Drop all images and give the records again exactly.
* * *
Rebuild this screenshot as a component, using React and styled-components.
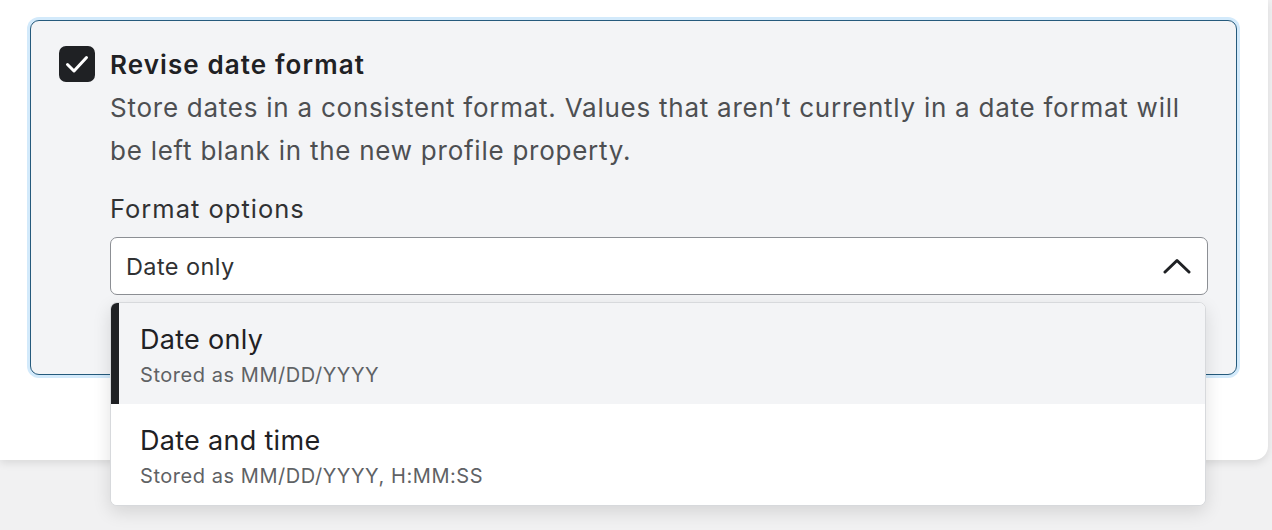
import React from "react";
import styled, { createGlobalStyle } from "styled-components";

const Global = createGlobalStyle`
  html, body { margin: 0; padding: 0; }
  body {
    background: #f1f1f2;
    font-family: Inter, "Noto Sans", sans-serif;
    width: 1272px;
    height: 530px;
    overflow: hidden;
  }
`;

const Card = styled.div`
  position: relative;
  width: 1268px;
  height: 460px;
  box-sizing: border-box;
  background: #ffffff;
  border-radius: 0 0 14px 0;
  box-shadow: 0 3px 8px rgba(0, 0, 0, 0.1);
  padding: 20px 0 0 30px;
`;

const Panel = styled.div`
  width: 1207px;
  height: 355px;
  box-sizing: border-box;
  background: #f3f4f6;
  border: 1px solid #255a7c;
  border-radius: 9px;
  box-shadow: 0 0 0 3px #d3eafb;
  padding: 25px 28px 0 28px;
  display: flex;
  gap: 15px;
`;

const Checkbox = styled.div`
  flex: none;
  width: 36px;
  height: 36px;
  border-radius: 7px;
  background: #1f2124;
  display: flex;
  align-items: center;
  justify-content: center;
`;

const Content = styled.div`
  flex: 1;
  display: flex;
  flex-direction: column;
  position: relative;
`;

const Title = styled.div`
  font-size: 26px;
  font-weight: 600;
  color: #1f2124;
  line-height: 38px;
  letter-spacing: 1.1px;
`;

const Description = styled.p`
  margin: 2px 0 0;
  font-size: 26px;
  line-height: 43px;
  color: #4d4f52;
  letter-spacing: 0.75px;
`;

const Label = styled.div`
  margin-top: 21px;
  font-size: 25.5px;
  line-height: 32px;
  color: #303133;
  letter-spacing: 1px;
`;

const Select = styled.div`
  margin-top: 12px;
  height: 58px;
  box-sizing: border-box;
  background: #ffffff;
  border: 1px solid #8c8f94;
  border-radius: 7px;
  display: flex;
  align-items: center;
  justify-content: space-between;
  padding: 0 16px 0 15px;
  font-size: 23.5px;
  color: #303133;
  letter-spacing: 0.4px;
`;

const Menu = styled.div`
  position: absolute;
  left: 0;
  top: 256px;
  width: 1096px;
  box-sizing: border-box;
  background: #ffffff;
  border: 1px solid #d7d9dc;
  border-radius: 7px;
  overflow: hidden;
  box-shadow: 0 6px 18px rgba(0, 0, 0, 0.12);
`;

const Option = styled.div`
  height: 101px;
  box-sizing: border-box;
  padding: 19px 0 0 21px;
  background: ${(p) => (p.$active ? "#f3f4f6" : "#ffffff")};
  border-left: 8px solid ${(p) => (p.$active ? "#1f2124" : "transparent")};
  display: flex;
  flex-direction: column;
`;

const OptionTitle = styled.div`
  font-size: 27px;
  line-height: 36px;
  color: #1f2124;
  letter-spacing: 0.3px;
`;

const OptionSub = styled.div`
  margin-top: 4px;
  font-size: 20px;
  line-height: 26px;
  color: #5f6265;
  letter-spacing: 0.55px;
`;

const Check = () => (
  <svg width="28" height="28" viewBox="0 0 28 28" fill="none">
    <path d="M4.5 14.5 L11 21 L23.5 7.5" stroke="#fff" strokeWidth="3" strokeLinecap="round" strokeLinejoin="round" />
  </svg>
);

const ChevronUp = () => (
  <svg width="28" height="18" viewBox="0 0 28 18" fill="none">
    <path d="M2 15 L14 3.5 L26 15" stroke="#1f2124" strokeWidth="3" strokeLinecap="round" strokeLinejoin="round" />
  </svg>
);

const options = [
  { title: "Date only", sub: "Stored as MM/DD/YYYY", active: true },
  { title: "Date and time", sub: "Stored as MM/DD/YYYY, H:MM:SS", active: false },
];

export default function App() {
  return (
    <>
      <Global />
      <Card>
        <Panel>
          <Checkbox>
            <Check />
          </Checkbox>
          <Content>
            <Title>Revise date format</Title>
            <Description>
              Store dates in a consistent format. Values that aren’t currently in a date format will be left blank in the new profile property.
            </Description>
            <Label>Format options</Label>
            <Select>
              <span>Date only</span>
              <ChevronUp />
            </Select>
            <Menu>
              {options.map((o) => (
                <Option key={o.title} $active={o.active}>
                  <OptionTitle>{o.title}</OptionTitle>
                  <OptionSub>{o.sub}</OptionSub>
                </Option>
              ))}
            </Menu>
          </Content>
        </Panel>
      </Card>
    </>
  );
}
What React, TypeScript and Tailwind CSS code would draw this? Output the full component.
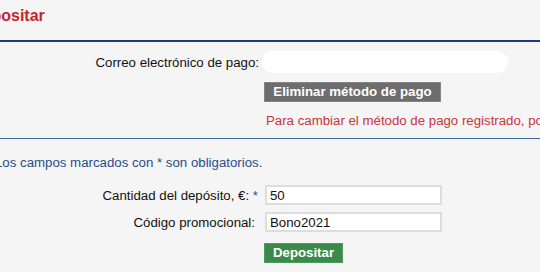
* * *
» **Task result**:
Rebuild this screenshot as a component, using React and styled-components.
import React from "react";
import styled, { createGlobalStyle } from "styled-components";

const Global = createGlobalStyle`
  html, body { margin: 0; padding: 0; }
  body {
    background: #f1f1f2;
    font-family: Inter, "Noto Sans", sans-serif;
    width: 1272px;
    height: 530px;
    overflow: hidden;
  }
`;

const Card = styled.div`
  position: relative;
  width: 1268px;
  height: 460px;
  box-sizing: border-box;
  background: #ffffff;
  border-radius: 0 0 14px 0;
  box-shadow: 0 3px 8px rgba(0, 0, 0, 0.1);
  padding: 20px 0 0 30px;
`;

const Panel = styled.div`
  width: 1207px;
  height: 355px;
  box-sizing: border-box;
  background: #f3f4f6;
  border: 1px solid #255a7c;
  border-radius: 9px;
  box-shadow: 0 0 0 3px #d3eafb;
  padding: 25px 28px 0 28px;
  display: flex;
  gap: 15px;
`;

const Checkbox = styled.div`
  flex: none;
  width: 36px;
  height: 36px;
  border-radius: 7px;
  background: #1f2124;
  display: flex;
  align-items: center;
  justify-content: center;
`;

const Content = styled.div`
  flex: 1;
  display: flex;
  flex-direction: column;
  position: relative;
`;

const Title = styled.div`
  font-size: 26px;
  font-weight: 600;
  color: #1f2124;
  line-height: 38px;
  letter-spacing: 1.1px;
`;

const Description = styled.p`
  margin: 2px 0 0;
  font-size: 26px;
  line-height: 43px;
  color: #4d4f52;
  letter-spacing: 0.75px;
`;

const Label = styled.div`
  margin-top: 21px;
  font-size: 25.5px;
  line-height: 32px;
  color: #303133;
  letter-spacing: 1px;
`;

const Select = styled.div`
  margin-top: 12px;
  height: 58px;
  box-sizing: border-box;
  background: #ffffff;
  border: 1px solid #8c8f94;
  border-radius: 7px;
  display: flex;
  align-items: center;
  justify-content: space-between;
  padding: 0 16px 0 15px;
  font-size: 23.5px;
  color: #303133;
  letter-spacing: 0.4px;
`;

const Menu = styled.div`
  position: absolute;
  left: 0;
  top: 256px;
  width: 1096px;
  box-sizing: border-box;
  background: #ffffff;
  border: 1px solid #d7d9dc;
  border-radius: 7px;
  overflow: hidden;
  box-shadow: 0 6px 18px rgba(0, 0, 0, 0.12);
`;

const Option = styled.div`
  height: 101px;
  box-sizing: border-box;
  padding: 19px 0 0 21px;
  background: ${(p) => (p.$active ? "#f3f4f6" : "#ffffff")};
  border-left: 8px solid ${(p) => (p.$active ? "#1f2124" : "transparent")};
  display: flex;
  flex-direction: column;
`;

const OptionTitle = styled.div`
  font-size: 27px;
  line-height: 36px;
  color: #1f2124;
  letter-spacing: 0.3px;
`;

const OptionSub = styled.div`
  margin-top: 4px;
  font-size: 20px;
  line-height: 26px;
  color: #5f6265;
  letter-spacing: 0.55px;
`;

const Check = () => (
  <svg width="28" height="28" viewBox="0 0 28 28" fill="none">
    <path d="M4.5 14.5 L11 21 L23.5 7.5" stroke="#fff" strokeWidth="3" strokeLinecap="round" strokeLinejoin="round" />
  </svg>
);

const ChevronUp = () => (
  <svg width="28" height="18" viewBox="0 0 28 18" fill="none">
    <path d="M2 15 L14 3.5 L26 15" stroke="#1f2124" strokeWidth="3" strokeLinecap="round" strokeLinejoin="round" />
  </svg>
);

const options = [
  { title: "Date only", sub: "Stored as MM/DD/YYYY", active: true },
  { title: "Date and time", sub: "Stored as MM/DD/YYYY, H:MM:SS", active: false },
];

export default function App() {
  return (
    <>
      <Global />
      <Card>
        <Panel>
          <Checkbox>
            <Check />
          </Checkbox>
          <Content>
            <Title>Revise date format</Title>
            <Description>
              Store dates in a consistent format. Values that aren’t currently in a date format will be left blank in the new profile property.
            </Description>
            <Label>Format options</Label>
            <Select>
              <span>Date only</span>
              <ChevronUp />
            </Select>
            <Menu>
              {options.map((o) => (
                <Option key={o.title} $active={o.active}>
                  <OptionTitle>{o.title}</OptionTitle>
                  <OptionSub>{o.sub}</OptionSub>
                </Option>
              ))}
            </Menu>
          </Content>
        </Panel>
      </Card>
    </>
  );
}
What React, TypeScript and Tailwind CSS code would draw this? Output the full component.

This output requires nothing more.